Usai rekoleksi, seluruh calon anggota menerima Sakramen Pengakuan Dosa. Dalam ruang yang redup, dengan doa-doa lirih yang berhembus di antara dinding kapela, mereka menyerahkan beban masa lalu dan membuka diri bagi rahmat yang baru. Ini bukan lagi sekadar tahapan pembinaan, tetapi titik balik rohani—sebuah baptisan kedua yang membawa mereka semakin dekat kepada peran baru yang akan diemban.
Puncaknya akan berlangsung pada 8 Agustus 2025, dalam Misa Kudus Pesta Santo Dominikus.
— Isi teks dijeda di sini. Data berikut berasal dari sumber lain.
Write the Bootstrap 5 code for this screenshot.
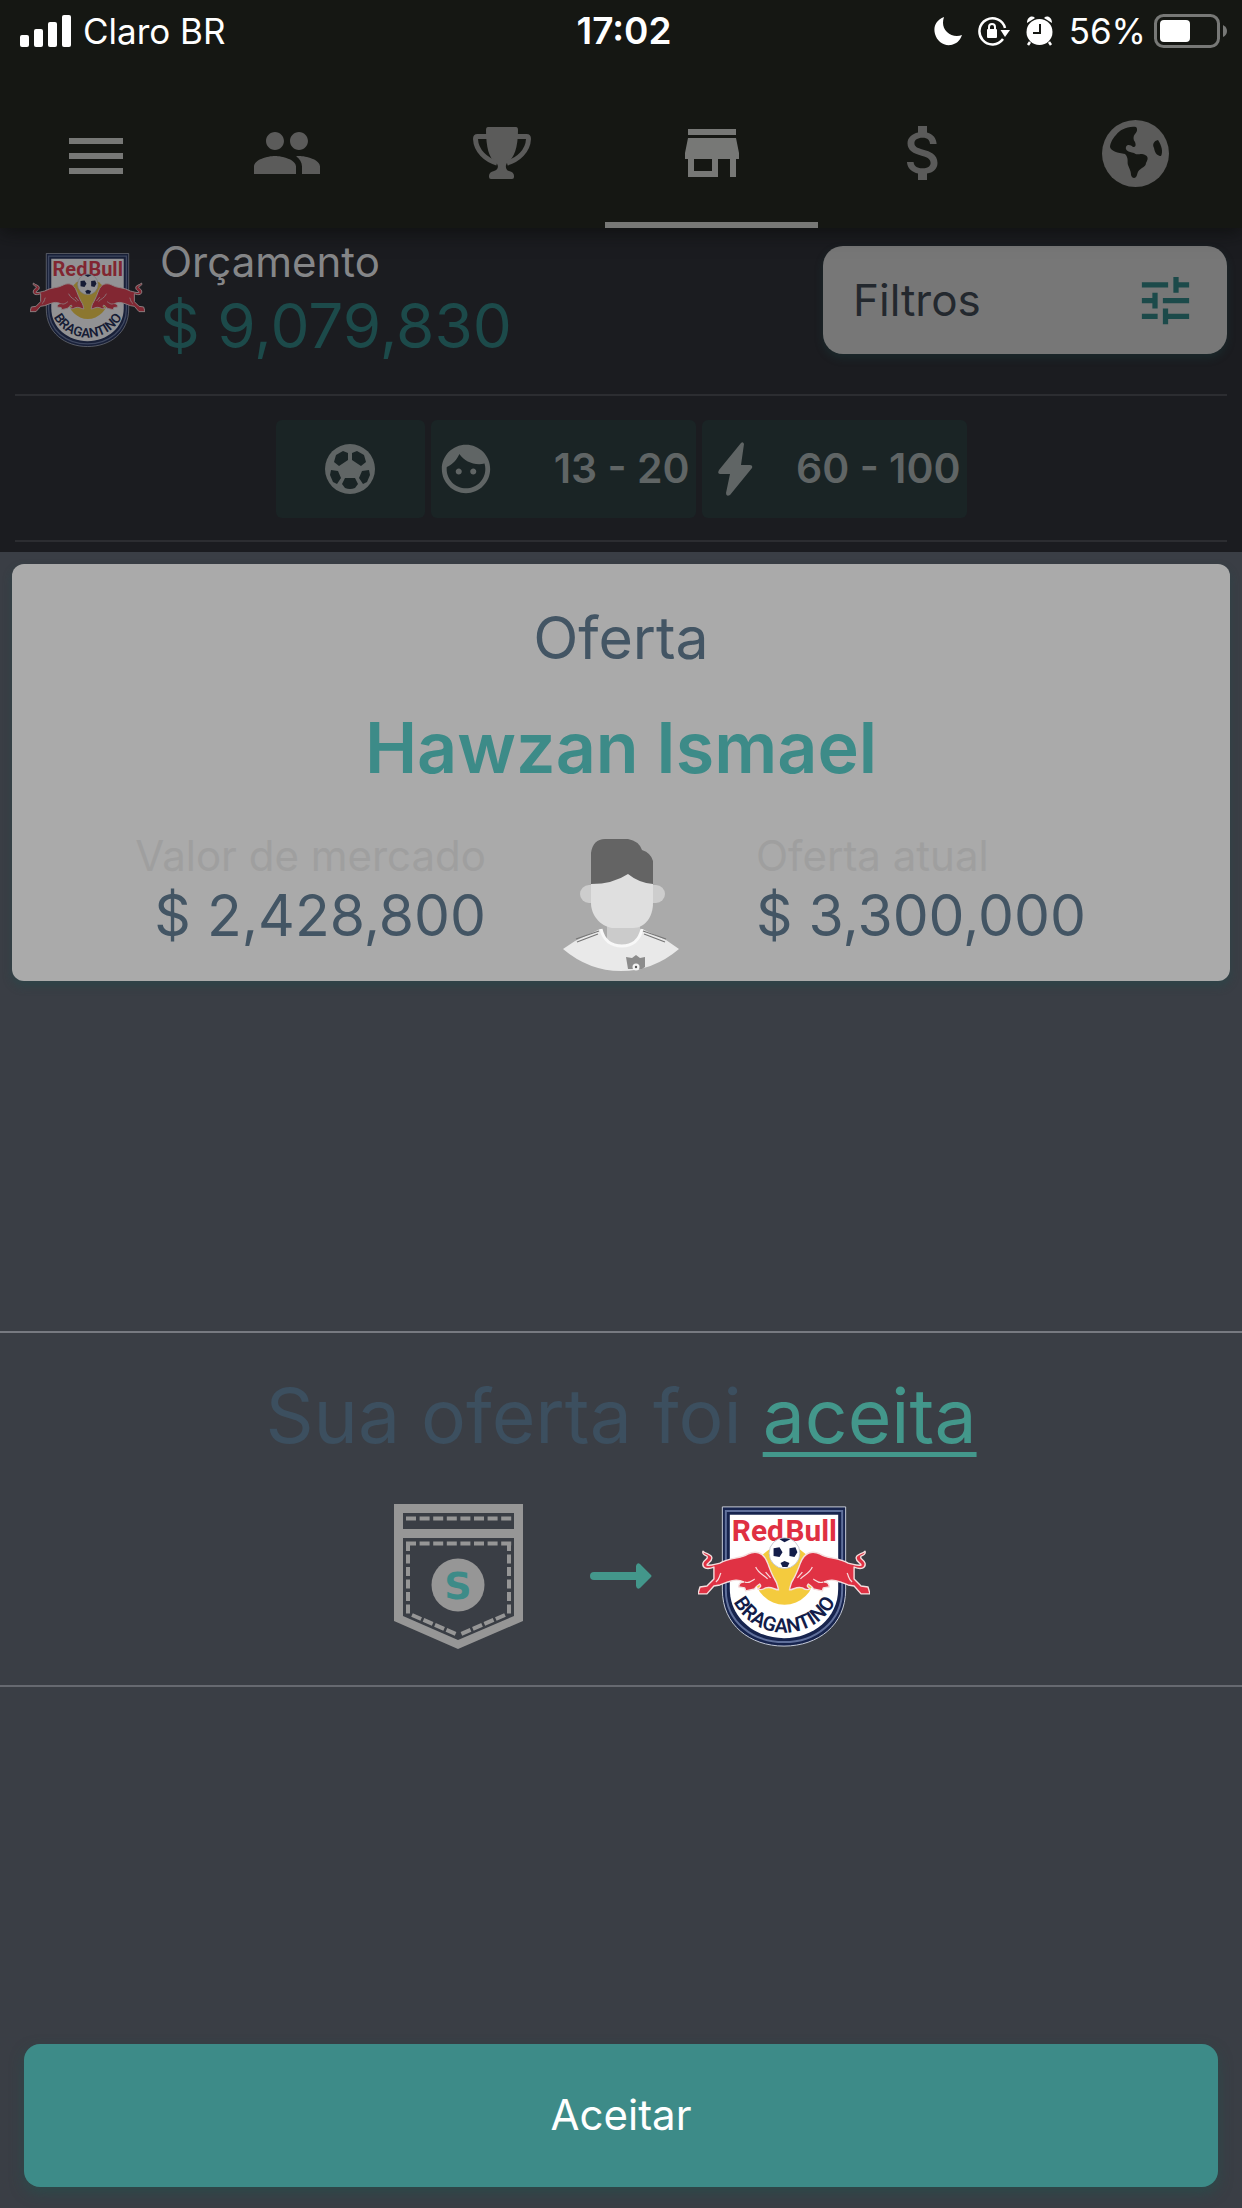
<!DOCTYPE html>
<html lang="pt-BR">
<head>
<meta charset="utf-8">
<meta name="viewport" content="width=device-width, initial-scale=1">
<title>Oferta - Hawzan Ismael</title>
<link href="https://cdn.jsdelivr.net/npm/bootstrap@5.3.0/dist/css/bootstrap.min.css" rel="stylesheet">
<style>
  :root { --ink: #435564; --teal: #3d8b88; --page: #3a3e45; --panel: #1b1c20; --bar: #151713; }
  body { font-family: Inter, "Liberation Sans", sans-serif; background: var(--page); font-size: 42px; line-height: 1.2; }
  svg { display: block; flex: none; }
  .topbar { background: var(--bar); box-shadow: 0 4px 18px rgba(10, 11, 10, .7); z-index: 2; }
  .status { display: grid; grid-template-columns: 1fr auto 1fr; padding: 12px 14px 28px 20px; font-size: 35px; line-height: 38px; color: #fff; }
  .clock { font-size: 37px; }
  .tabs { height: 150px; }
  .tab-menu { width: 181px; padding: 6px 0 0 60px; color: #777876; }
  .tab-item { flex: 1 1 0; color: #5b5b5a; border-bottom: 6px solid transparent; padding-top: 6px; }
  .tab-item.active { color: #777876; border-bottom-color: #777876; }
  .panel { background: var(--panel); padding: 0 15px 10px; }
  .budget { padding: 18px 0 20px 13px; border-bottom: 2px solid #2c2d31; }
  .budget-text { margin-left: 12px; }
  .crest-dim { opacity: .52; }
  .budget-label { line-height: 32px; color: #858688; }
  .budget-value { line-height: 96px; font-size: 62px; color: #1c4a4a; }
  .filter-btn { width: 404px; height: 108px; padding: 0 30px; border: 0; border-radius: 20px; background: #777; color: #23282e; box-shadow: 0 4px 8px rgba(28, 74, 74, .3); font-size: 44px; }
  .filter-btn svg { color: #1c4a4a; }
  .chips { padding: 24px 0 22px; gap: 6px; border-bottom: 2px solid #2c2d31; }
  .chip { height: 98px; border: 0; border-radius: 6px; background: #1a2425; color: #606565; font-size: 41px; font-weight: 600; }
  .chip-ball { width: 149px; }
  .chip-range { width: 265px; padding: 0 6px; }
  .offer { margin: 12px; padding: 38px 24px 10px; background: #aaa; border-radius: 12px; box-shadow: 0 5px 10px rgba(30, 75, 75, .45); }
  .offer-title { font-size: 59px; line-height: 72px; color: var(--ink); margin: 0 0 32px; font-weight: 400; }
  .offer-player { font-size: 70px; line-height: 84px; color: var(--teal); margin: 0 0 46px; font-weight: 600; }
  .offer-figures { display: grid; grid-template-columns: 1fr auto 1fr; column-gap: 77px; }
  .figure-label { line-height: 40px; color: #9f9f9f; }
  .figure-value { font-size: 57px; line-height: 80px; color: var(--ink); }
  .verdict { border-top: 2px solid #777a81; border-bottom: 2px solid #666970; padding: 35px 0 36px; margin-bottom: 20px; }
  .verdict-text { font-size: 75px; line-height: 96px; color: #3c4f5f; margin-bottom: 40px; }
  .verdict-text u { color: #43978b; text-decoration-thickness: 5px; text-underline-offset: 9px; }
  .transfer { gap: 46px; }
  .accept-btn { margin: 0 24px 21px; height: 143px; border: 0; border-radius: 16px; background: var(--teal); color: #fff; box-shadow: 0 6px 14px rgba(30, 85, 80, .5); }
  .crest-name { font: 700 30px Roboto, sans-serif; fill: #df3042; }
  .crest-city { font: 600 20px Roboto, sans-serif; fill: #131d49; text-anchor: middle; }
  .pocket-letter { font: 700 38px "DejaVu Sans", sans-serif; fill: var(--teal); text-anchor: middle; }
</style>
</head>
<body>
<svg width="0" height="0" class="position-absolute" aria-hidden="true">
  <defs>
    <path id="city-arc" d="M29 69A58 58 0 0 0 145 69"/>
    <g id="bull">
      <path d="M16 61C9 64 4 62 5 57C6 53 11 53 9 50C6 49 4 48 5 45C8 48 14 48 14 52C14 56 9 57 9 59C13 60 17 58 22 57C32 51 42 53 50 48C58 44 66 46 70 57C72 62 74 68 77 73C80 77 80 80 81 84C77 84 74 80 68 82C65 84 62 84 60 83C63 81 64 80 62 78C59 80 57 82 57 83L48 85L47 82L41 81C41 78 43 76 46 76C40 73 36 74 30 76L22 79L16 80L9 88L0 88L2 81L9 80L16 73Z" fill="#e03244" stroke="#f5dede" stroke-width="1.4" stroke-linejoin="round"/>
      <path d="M58 61C61 68 67 69 70 73M47 76C51 78 54 75 57 73M68 66L73 72M23 67C21 71 22 73 18 76" fill="none" stroke="#f8dadd" stroke-width="1.2"/>
    </g>
    <symbol id="crest" viewBox="0 0 173 141">
      <path d="M24.500 .5H148.500V84C148.500 119 121 140.500 86.500 140.500S24.500 119 24.500 84Z" fill="#17244e" stroke="#c7ccd8"/>
      <path d="M28 4.500H145V84C145 116 118 136.500 86.500 136.500S28 116 28 84Z" fill="none" stroke="#60709b" stroke-width="2"/>
      <path d="M32 8.500H141V83C141 112 116 132.500 86.500 132.500S32 112 32 83Z" fill="#fff"/>
      <circle cx="87" cy="69" r="30" fill="#f4cb3e"/>
      <text class="crest-name" x="34" y="35">Red</text>
      <text class="crest-name" x="88" y="35">Bull</text>
      <use href="#bull"/>
      <use href="#bull" transform="translate(173 0) scale(-1 1)"/>
      <circle cx="87" cy="47" r="15.500" fill="#fff" stroke="#b9bdc9" stroke-width=".8"/>
      <path d="M76 42L82 41L85 46L82 51L76 50ZM92 42L98 41L100 46L97 51L92 50ZM83 57L87 55L92 57L90 61L85 61ZM82 33Q87 31 93 33L87 36Z" fill="#131d49"/>
      <text class="crest-city"><textPath href="#city-arc" startOffset="50%">BRAGANTINO</textPath></text>
    </symbol>
  </defs>
</svg>

<div class="d-flex flex-column min-vh-100">
  <header class="topbar position-relative">
    <div class="status">
      <div class="d-flex align-items-center">
        <svg width="51" height="34" fill="#fff" class="me-2"><rect y="21" width="9" height="12" rx="2"/><rect x="14" y="15" width="9" height="18" rx="2"/><rect x="28" y="8" width="9" height="25" rx="2"/><rect x="42" y="1" width="9" height="32" rx="2"/></svg>
        <span class="ms-1">Claro BR</span>
      </div>
      <div class="clock fw-semibold">17:02</div>
      <div class="d-flex align-items-center justify-content-end">
        <svg width="28" height="30" viewBox="0 0 28 30" fill="#fff"><path d="M10 1C2 4-1 11 1 18S9 30 17 29C22 28 26 25 28 19C23 21 17 20 13 16S8 7 10 1Z"/></svg>
        <svg width="32" height="30" viewBox="0 0 32 30" fill="none" class="ms-3"><path d="M27 12A13 13 0 1 0 25 23" stroke="#fff" stroke-width="2.500"/><path d="M22.500 14H32L27 21Z" fill="#fff"/><rect x="9" y="13" width="10" height="9" rx="1" fill="#fff"/><path d="M11 13V11A3 3 0 0 1 17 11V13" stroke="#fff" stroke-width="2"/></svg>
        <svg width="27" height="30" viewBox="0 0 27 30" fill="#fff" class="ms-3"><circle cx="13.500" cy="16" r="13"/><path d="M1 7C1 1 6-1 9 2ZM26 7C26 1 21-1 18 2Z"/><path d="M4 26L2 29M23 26L25 29" stroke="#fff" stroke-width="2.500"/><path d="M14 8V17H7" stroke="#151713" stroke-width="2" fill="none"/></svg>
        <span class="ms-3">56%</span>
        <svg width="74" height="34" viewBox="0 0 74 34" class="ms-2"><rect x="1.500" y="1.500" width="63" height="31" rx="8" fill="none" stroke="#777876" stroke-width="3"/><rect x="6" y="6" width="30" height="22" rx="4" fill="#fff"/><path d="M69 11Q73 13 73 17T69 23Z" fill="#777876"/></svg>
      </div>
    </div>
    <nav class="tabs d-flex" aria-label="Principal">
      <a href="#" class="tab-menu d-flex align-items-center" aria-label="Menu"><svg width="72" height="72" viewBox="0 0 24 24" fill="currentColor"><path d="M3 18h18v-2H3v2zm0-5h18v-2H3v2zm0-7v2h18V6H3z"/></svg></a>
      <a href="#" class="tab-item d-flex align-items-center justify-content-center" aria-label="Elenco"><svg width="72" height="72" viewBox="0 0 24 24" fill="currentColor"><path d="M16 11c1.660 0 2.990-1.340 2.990-3S17.660 5 16 5c-1.660 0-3 1.340-3 3s1.340 3 3 3zm-8 0c1.660 0 2.990-1.340 2.990-3S9.660 5 8 5C6.340 5 5 6.340 5 8s1.340 3 3 3zm0 2c-2.330 0-7 1.170-7 3.500V19h14v-2.500c0-2.330-4.670-3.500-7-3.500zm8 0c-.29 0-.62.02-.97.05 1.160.84 1.970 1.970 1.970 3.450V19h6v-2.500c0-2.330-4.670-3.500-7-3.500z"/></svg></a>
      <a href="#" class="tab-item d-flex align-items-center justify-content-center" aria-label="Campeonatos"><svg width="64" height="54" viewBox="-6 -1 64 54" fill="currentColor"><path d="M15 0H43Q45 0 45 3C45 21 41 31 35 35C32 37 32 43 36 44Q41 45 41 49V50Q41 52 39 52H18Q16 52 16 50V49Q16 45 21 44C26 43 26 37 22 35C16 31 13 20 13 3Q13 0 15 0Z"/><path d="M15 9.500H4.500Q2.500 9.500 2.500 12C3 24 13 33 24 36M43 9.500H53.500Q55.500 9.500 55.500 12C55 24 45 33 34 36" fill="none" stroke="currentColor" stroke-width="5"/></svg></a>
      <a href="#" class="tab-item active d-flex align-items-center justify-content-center" aria-label="Mercado" aria-current="page"><svg width="72" height="72" viewBox="0 0 24 24" fill="currentColor"><path d="M20 4H4v2h16V4zm1 10v-2l-1-5H4l-1 5v2h1v6h10v-6h4v6h2v-6h1zm-9 4H6v-4h6v4z"/></svg></a>
      <a href="#" class="tab-item d-flex align-items-center justify-content-center" aria-label="Finanças"><svg width="72" height="72" viewBox="0 0 24 24" fill="currentColor"><path d="M11.800 10.900c-2.270-.59-3-1.200-3-2.150 0-1.090 1.010-1.850 2.700-1.850 1.780 0 2.440.85 2.500 2.100h2.210c-.07-1.720-1.120-3.300-3.210-3.810V3h-3v2.160c-1.940.42-3.500 1.680-3.500 3.610 0 2.310 1.910 3.460 4.700 4.130 2.500.6 3 1.480 3 2.410 0 .69-.49 1.790-2.700 1.790-2.060 0-2.870-.92-2.980-2.100h-2.200c.12 2.190 1.760 3.420 3.680 3.830V21h3v-2.150c1.950-.37 3.500-1.500 3.500-3.550 0-2.840-2.430-3.810-4.700-4.400z"/></svg></a>
      <a href="#" class="tab-item d-flex align-items-center justify-content-center" aria-label="Mundo"><svg width="67" height="67" viewBox="0 0 67 67"><circle cx="33.500" cy="33.500" r="33.500" fill="currentColor"/><path d="M34 7C25 6 18 10 14 15C10 19 8 24 8 27C9 31 16 33 23 34C27 38 25 42 26 45C28 50 29 52 29 55C30 59 34 59 35 55C36 51 37 50 40 48C43 46 44 45 44 43C47 38 46 35 40 34C36 34 34 35 32 33C26 32 23 30 24 27C25 24 29 25 31 27C34 27 34 25 33 22C31 20 31 16 33 14C35 12 36 9 34 7ZM56 20C52 21 50 24 52 28C53 34 56 36 59 36C61 32 60 26 56 20Z" fill="#151713"/></svg></a>
    </nav>
  </header>

  <section class="panel">
    <div class="budget d-flex align-items-start">
      <svg class="crest-dim" width="120" height="108"><use href="#crest" x="2" y="7" width="115" height="94"/></svg>
      <div class="budget-text flex-grow-1">
        <div class="budget-label">Orçamento</div>
        <div class="budget-value">$ 9,079,830</div>
      </div>
      <button type="button" class="filter-btn d-flex align-items-center justify-content-between">Filtros
        <svg width="63" height="63" viewBox="0 0 24 24" fill="currentColor"><path d="M3 17v2h6v-2H3zM3 5v2h10V5H3zm10 16v-2h8v-2h-8v-2h-2v6h2zM7 9v2H3v2h4v2h2V9H7zm14 4v-2H11v2h10zm-6-4h2V7h4V5h-4V3h-2v6z"/></svg>
      </button>
    </div>
    <div class="chips d-flex justify-content-center">
      <button type="button" class="chip chip-ball d-flex align-items-center justify-content-center" aria-label="Posição">
        <svg width="50" height="50" viewBox="0 0 50 50"><circle cx="25" cy="25" r="25" fill="currentColor"/><path d="M23 9V16L14 22L9 18L11 11L18 7ZM27 9V16L36 22L41 18L39 11L32 7ZM6 26L13 27L16 34L12 40L8 38L5 31ZM44 26L37 27L34 34L38 40L42 38L45 31ZM20 34H30L33 40L30 44Q25 46 20 44L17 40Z" fill="#1a2425"/></svg>
      </button>
      <button type="button" class="chip chip-range d-flex align-items-center justify-content-between">
        <svg width="58" height="58" viewBox="0 0 24 24" fill="currentColor"><path d="M9 11.750c-.69 0-1.250.56-1.250 1.250s.56 1.250 1.250 1.250 1.250-.56 1.250-1.250-.56-1.250-1.250-1.250zm6 0c-.69 0-1.250.56-1.250 1.250s.56 1.250 1.250 1.250 1.250-.56 1.250-1.250-.56-1.250-1.250-1.250zM12 2C6.480 2 2 6.480 2 12s4.480 10 10 10 10-4.480 10-10S17.520 2 12 2zm0 18c-4.410 0-8-3.590-8-8 0-.29.02-.58.05-.86 2.360-1.050 4.230-2.980 5.210-5.370C11.070 8.330 14.050 10 17.420 10c.78 0 1.530-.09 2.250-.26.21.71.33 1.470.33 2.260 0 4.410-3.590 8-8 8z"/></svg>
        <span>13 - 20</span>
      </button>
      <button type="button" class="chip chip-range d-flex align-items-center justify-content-between">
        <svg width="53" height="54" viewBox="-10 0 53 54" fill="currentColor"><path d="M23 1Q25-1 26 2L23 23H32Q35 23 34 26L12 53Q8 55 8 51L12 32H2Q-1 32 1 28Z"/></svg>
        <span>60 - 100</span>
      </button>
    </div>
  </section>

  <main class="flex-grow-1 d-flex flex-column">
    <article class="offer text-center">
      <h1 class="offer-title">Oferta</h1>
      <h2 class="offer-player">Hawzan Ismael</h2>
      <div class="offer-figures">
        <div class="text-end">
          <div class="figure-label">Valor de mercado</div>
          <div class="figure-value">$ 2,428,800</div>
        </div>
        <svg width="116" height="135" viewBox="0 -3 116 135" role="img" aria-label="Hawzan Ismael">
          <path d="M44 80H77V104Q60 112 44 102Z" fill="#cbcbcb"/>
          <rect x="17" y="46" width="85" height="18" rx="9" fill="#cdcdcd"/>
          <path d="M28 30H90V64C90 78 82 89 70 89H49C37 87 28 76 28 64Z" fill="#dfdfdf"/>
          <path d="M28 45V14Q30 0 42 0H65Q76 2 79 11Q88 14 90 22V45Q76 44 65 35Q50 45 28 45Z" fill="#646464"/>
          <path d="M0 110L12 102L37 90Q42 106 59 106Q76 106 79 90L103 101L116 110Q90 132 58 132Q26 132 0 110Z" fill="#e9e9e9"/>
          <path d="M38 90Q42 107 59 107Q75 107 79 90" fill="none" stroke="#f8f8f8" stroke-width="3"/>
          <path d="M13 100L36 92M14 103L35 95M80 92L103 100M81 95L102 103" stroke="#777" stroke-width="1.300"/>
          <path d="M63 118L69 119L73 116L77 119L82 118V128L79 130H65Z" fill="#8c8c8c"/><circle cx="73" cy="128" r="3.500" fill="#f2f2f2"/><circle cx="73" cy="128" r="1.200" fill="#555"/>
        </svg>
        <div class="text-start">
          <div class="figure-label">Oferta atual</div>
          <div class="figure-value">$ 3,300,000</div>
        </div>
      </div>
    </article>

    <div class="flex-grow-1 d-flex flex-column justify-content-center">
      <section class="verdict text-center">
        <div class="verdict-text">Sua oferta foi <u>aceita</u></div>
        <div class="transfer d-flex align-items-center justify-content-center">
          <svg width="172" height="145" viewBox="-22 0 172 145" role="img" aria-label="Clube vendedor">
            <path fill-rule="evenodd" d="M0 0H129V117L64 145L0 117ZM9 9V25H120V9ZM9 34V112L64 136L120 112V34Z" fill="#969696"/>
            <g fill="none" stroke="#969696" stroke-width="4"><path d="M12 14.500H118M12 39.500H118" stroke-dasharray="10 3.600"/><path d="M14 38V111M115 38V111" stroke-dasharray="9 3.500"/><path d="M18 111L62 130M111 111L67 130" stroke-dasharray="10 2.500"/></g>
            <circle cx="64" cy="81" r="26.500" fill="#969696"/>
            <text class="pocket-letter" x="64" y="95">S</text>
          </svg>
          <svg width="62" height="26" viewBox="0 0 62 26" fill="#43978b"><path d="M4 9H46V3Q47-1 50 1L61 12Q62 13 61 14L50 25Q47 27 46 23V17H4Q0 17 0 13T4 9Z"/></svg>
          <svg width="172" height="141" role="img" aria-label="Red Bull Bragantino"><use href="#crest" width="172" height="141"/></svg>
        </div>
      </section>
    </div>
    <button type="button" class="accept-btn">Aceitar</button>
  </main>
</div>
<script src="https://cdn.jsdelivr.net/npm/bootstrap@5.3.0/dist/js/bootstrap.bundle.min.js"></script>
</body>
</html>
Di altar yang sama tempat mereka memulai pembinaan, kini mereka akan dilantik dan menerima bernika, tanda resmi sebagai anggota Konfreria Reinha Rosari Larantuka. Sebuah transformasi sunyi yang lahir dari kesetiaan, pembelajaran, doa, dan komitmen.
Pembinaan ini bukan tentang bagaimana menjadi bagian dari seremoni megah. Ia adalah tentang bagaimana membentuk hati yang siap mengabdi. Konfreria Reinha Rosari, dalam diamnya, telah menunjukkan satu hal: bahwa iman tidak selalu harus berteriak. Ia bisa hadir dalam langkah lambat barisan Semana Santa, dalam kidung Portugis yang tak dipahami banyak orang, dan dalam peluh seorang anggota yang berdiri semalaman di sisi jalan, menjaga sakralitas tradisi.
Lima belas candidato kini bersiap menjadi bagian dari itu semua. Dan seperti yang telah dilakukan oleh generasi-generasi sebelumnya, mereka akan memikul salib devosi ini—bukan di pundak, tapi di hati.